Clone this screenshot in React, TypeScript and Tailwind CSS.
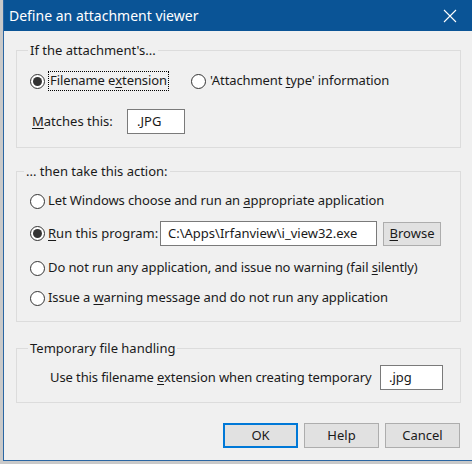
import React from "react";

const font = { fontFamily: '"Noto Sans", "Open Sans", Arial, sans-serif' };

function Radio({ checked = false }: { checked?: boolean }) {
  return (
    <span className="flex h-[15px] w-[15px] shrink-0 items-center justify-center rounded-full border border-[#333333] bg-white">
      {checked && <span className="h-[9px] w-[9px] rounded-full bg-[#333333]" />}
    </span>
  );
}

function Key({ children }: { children: React.ReactNode }) {
  return <span className="underline decoration-1 underline-offset-2">{children}</span>;
}

function Group({ title, legendClass, children }: { title: string; legendClass: string; children: React.ReactNode }) {
  return (
    <fieldset className="mx-[12px] mr-[11px] border border-[#dcdcdc] px-0">
      <legend className={`${legendClass} whitespace-nowrap px-[2px] text-[13px] leading-[19px] text-[#1a1a1a]`}>{title}</legend>
      {children}
    </fieldset>
  );
}

function Button({ children, focused = false }: { children: React.ReactNode; focused?: boolean }) {
  return (
    <button
      type="button"
      className={`flex h-[25px] w-[75px] items-center justify-center bg-[#e1e1e1] text-[13px] text-[#1a1a1a] ${
        focused ? "border-2 border-[#0078d7]" : "border border-[#adadad]"
      }`}
    >
      {children}
    </button>
  );
}

export default function App() {
  return (
    <div className="flex h-[464px] w-[472px] flex-col overflow-hidden bg-[#c9c9c9] pl-[3px]" style={font}>
      <div className="flex h-[461px] flex-col whitespace-nowrap border-b border-l border-[#2a66a3] bg-[#f0f0f0]">
        {/* title bar */}
        <div className="flex h-[31px] shrink-0 items-center justify-between bg-[#0a5496] pl-[5px] pr-[15px]">
          <span className="text-[14px] text-white">Define an attachment viewer</span>
          <svg width="14" height="14" viewBox="0 0 14 14" stroke="white" strokeWidth="1.1">
            <path d="M1 1 13 13M13 1 1 13" />
          </svg>
        </div>

        {/* group 1 */}
        <div className="mt-[10px]">
          <Group title="If the attachment's..." legendClass="ml-[11px]">
            <div className="mt-[11px] flex h-[20px] items-center pl-[13px] text-[13px] tracking-[-0.1px] text-[#1a1a1a]">
              <Radio checked />
              <span className="ml-[3px] flex h-[20px] items-center border border-dotted border-black px-[1px]">
                Filename e<Key>x</Key>tension
              </span>
              <span className="ml-[22px]">
                <Radio />
              </span>
              <span className="ml-[4px]">
                'Attachment <Key>t</Key>ype' information
              </span>
            </div>
            <div className="mb-[13px] mt-[18px] flex h-[25px] items-center pl-[15px] text-[13px] text-[#1a1a1a]">
              <span className="w-[95px]">
                <Key>M</Key>atches this:
              </span>
              <span className="flex h-[25px] w-[58px] items-center border border-[#7a7a7a] bg-white pl-[9px]">.JPG</span>
            </div>
          </Group>
        </div>

        {/* group 2 */}
        <div className="mt-[14px]">
          <Group title="... then take this action:" legendClass="ml-[7px]">
            <div className="flex flex-col pl-[13px] text-[13px] text-[#1a1a1a]">
              <div className="mt-[10px] flex h-[20px] items-center gap-[3px] tracking-[-0.1px]">
                <Radio />
                <span>
                  Let Windows choose and run an <Key>a</Key>ppropriate application
                </span>
              </div>
              <div className="mt-[10px] flex h-[25px] items-center">
                <Radio checked />
                <span className="ml-[3px] w-[112px]">
                  <Key>R</Key>un this program:
                </span>
                <span className="flex h-[25px] w-[217px] items-center border border-[#7a7a7a] bg-white pl-[7px]">
                  C:\Apps\Irfanview\i_view32.exe
                </span>
                <button
                  type="button"
                  className="ml-[6px] flex h-[24px] w-[58px] items-center justify-center border border-[#adadad] bg-[#e1e1e1]"
                >
                  <Key>B</Key>rowse
                </button>
              </div>
              <div className="mt-[12px] flex h-[20px] items-center gap-[3px] tracking-[-0.1px]">
                <Radio />
                <span>
                  Do not run any application, and issue no warning (fail <Key>s</Key>ilently)
                </span>
              </div>
              <div className="mb-[13px] mt-[10px] flex h-[20px] items-center gap-[3px] tracking-[-0.1px]">
                <Radio />
                <span>
                  Issue a <Key>w</Key>arning message and do not run any application
                </span>
              </div>
            </div>
          </Group>
        </div>

        {/* group 3 */}
        <div className="mt-[17px]">
          <Group title="Temporary file handling" legendClass="ml-[11px]">
            <div className="mb-[12px] mt-[7px] flex h-[25px] items-center pl-[33px] text-[13px] text-[#1a1a1a]">
              <span className="w-[330px] tracking-[-0.1px]">
                Use this filename <Key>e</Key>xtension when creating temporary
              </span>
              <span className="flex h-[25px] w-[63px] items-center border border-[#7a7a7a] bg-white pl-[8px]">.jpg</span>
            </div>
          </Group>
        </div>

        {/* buttons */}
        <div className="mr-[12px] mt-[20px] flex justify-end gap-[6px]">
          <Button focused>OK</Button>
          <Button>Help</Button>
          <Button>Cancel</Button>
        </div>
      </div>
    </div>
  );
}
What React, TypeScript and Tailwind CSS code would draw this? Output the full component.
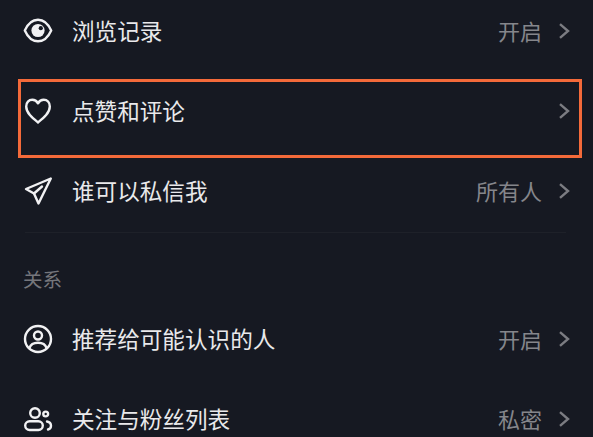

━━━━━━━━━━━━━━━━━━━━━━━━━━━━━━

Your instructions ▸ Check each line above for the word "TypeScript", and copy the lines where it appears.

Result ▸
Clone this screenshot in React, TypeScript and Tailwind CSS.
What React, TypeScript and Tailwind CSS code would draw this? Output the full component.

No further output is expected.